Recensione Quello che so sull'amore (2012)

Dopo i più personali La ricerca della felicità e Sette anime, in cui si riusciva a percepire quel tocco drammatico ed esistenzialista che aveva caratterizzato anche i suoi film d'esordio, in questo caso Gabriele Muccino ha accettato di spersonalizzare il suo cinema per cedere il passo alle regole del genere.

La ricerca della maturità

Leggendo i commenti senza pietà che i maggiori quotidiani americani gli hanno dedicato, ci si sarebbe aspettati di assistere ad una vera Apocalisse cinematografica, un'offesa alla settima arte e una minaccia insostenibile per gli ignari spettatori. In realtà, però, quello che è stato catalogato come "il film più inutile dell'anno", altro non è che una semplice commedia romantica priva di una sceneggiatura arguta che, unendo sul set un cast stellare e una certa prevedibilità narrativa, di certo non dovrebbe incitare masse di critici a stelle strisce allo sdegno. Perché in fondo, Quello che so sull'amore rientra perfettamente nei canoni medio bassi di una numerosa produzione cinematografica con cui Hollywood ha costruito un mercato ben preciso, dando in pasto al suo pubblico vicende sentimentali tendenzialmente ripetitive prive di quel guizzo ironico che aveva caratterizzato l'American Comedy fino agli anni novanta. In questo senso, dunque, possiamo affermare che Gabriele Muccino abbia realizzato il suo primo vero film americano. Quanto, poi, sia stato più o meno costretto a questa scelta da voleri produttivi è tutto un altro discorso. Il fatto è che, dopo i più personali La ricerca della felicità e Sette anime, in cui si riusciva a percepire quel tocco drammatico ed esistenzialista che aveva caratterizzato anche i suoi film d'esordio, in questo caso il regista romano ha accettato di spersonalizzare il suo cinema per cedere il passo alle regole del genere.

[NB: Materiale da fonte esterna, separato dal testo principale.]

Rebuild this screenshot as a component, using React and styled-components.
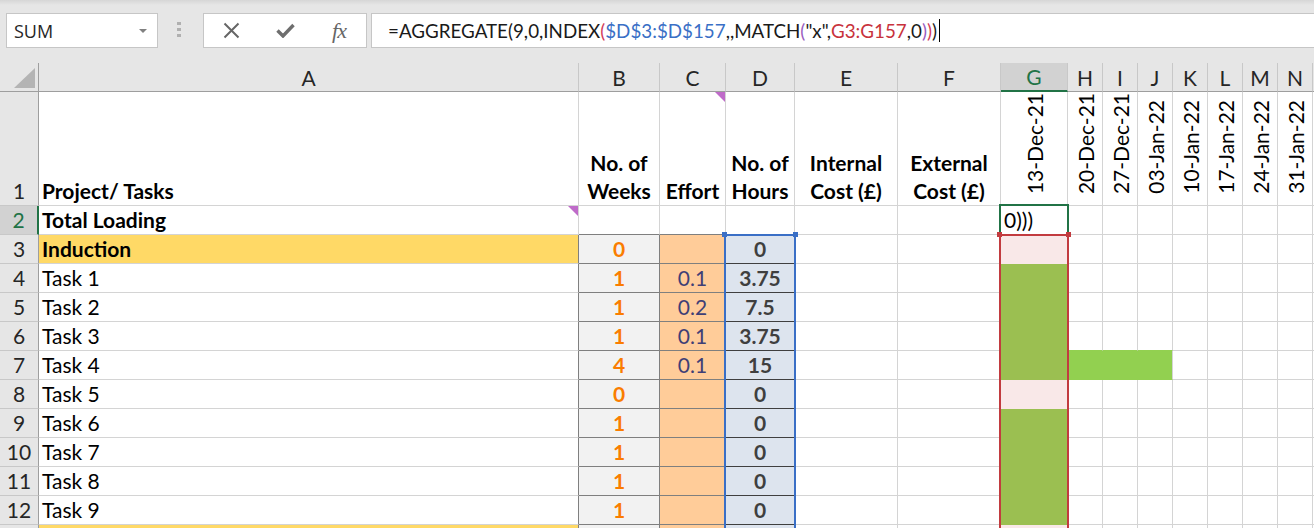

Da questa scelta nasce la vicenda dell'ex calciatore George Dreyr che, dopo anni passati a godere dei privilegi offerti ad un campione, torna a casa per conquistare nuovamente i favori dell'ex moglie e del figlio quasi dimenticato. Ma i guai sembrano non volerlo abbandonare. Senza un soldo, nonostante i suoi ingaggi faraonici, e con un padrone di casa indiano che lo assilla per pagare l'affitto della sua dépendance, George si trova a vestire la maglia di coach per una squadra di ragazzini in cui gioca anche il suo Lewis. Così, bello, ruvido e aiutato ancora da un barlume di fama, George si trova al centro delle attenzioni non richieste di un gruppo di madri sessualmente estroverse. Una casualità, che sembra complicare ancora di più le sue giornate visto l'intenzione di riconquistare Stacey e di strapparla dalle braccia di un quasi nuovo marito. In questo intreccio semplice e scontato si possono rintracciare senza alcuna fatica non solo gli elementi essenziali dell'intero film ma, soprattutto, la costruzione veramente elementare dei personaggi. Per questo motivo, seguendo attentamente i dettami del genere romantico, il protagonista maschile non poteva essere altro che immaturo e inaffidabile. A lui si contrappone una figura femminile solida e ormai sfiduciata di fronte alle molte delusioni ricevute. Intorno a loro, poi, si aggirano gli immancabili comprimari di contorno che dovrebbero rivestire un chiaro ruolo comico senza raggiungere, però, lo scopo desiderato.

Tutto questo definisce un film che si potrebbe condensare perfettamente in pochi minuti di trailer senza privarlo di nessun significato. Perché, oltre la mancanza di ironia e del giusto ritmo, ciò che colpisce veramente è l'omologazione del prodotto, spogliato completamente dello sguardo personale del regista. E' innegabile che Muccino, amato o criticato, sia dotato di uno stile con cui riesce ad utilizzare la macchina da presa per dare forma alle proprie visioni. Il suo tocco, poi, diventa inconfondibile nel modo in cui dirige gli attori e nella capacità di spingerli verso delle manifestazioni estreme della propria intimità. Tutti elementi che in questo film vengono completamente appiattiti, completamente negati da personaggi emotivamente inconsistenti e poco affascinanti capaci solo di contrapporre ai classici tormenti mucciniani una retorica familiare perbenista e stucchevole. In definitiva, ci troviamo di fronte ad un film che si potrebbe dimenticare dopo pochi muniti, come accade per la maggior parte delle commedie americane di nuova generazione, se non fosse per quel Gerard Butler innegabilmente capace di accendere la fantasia delle sue compagne di set e del pubblico femminile.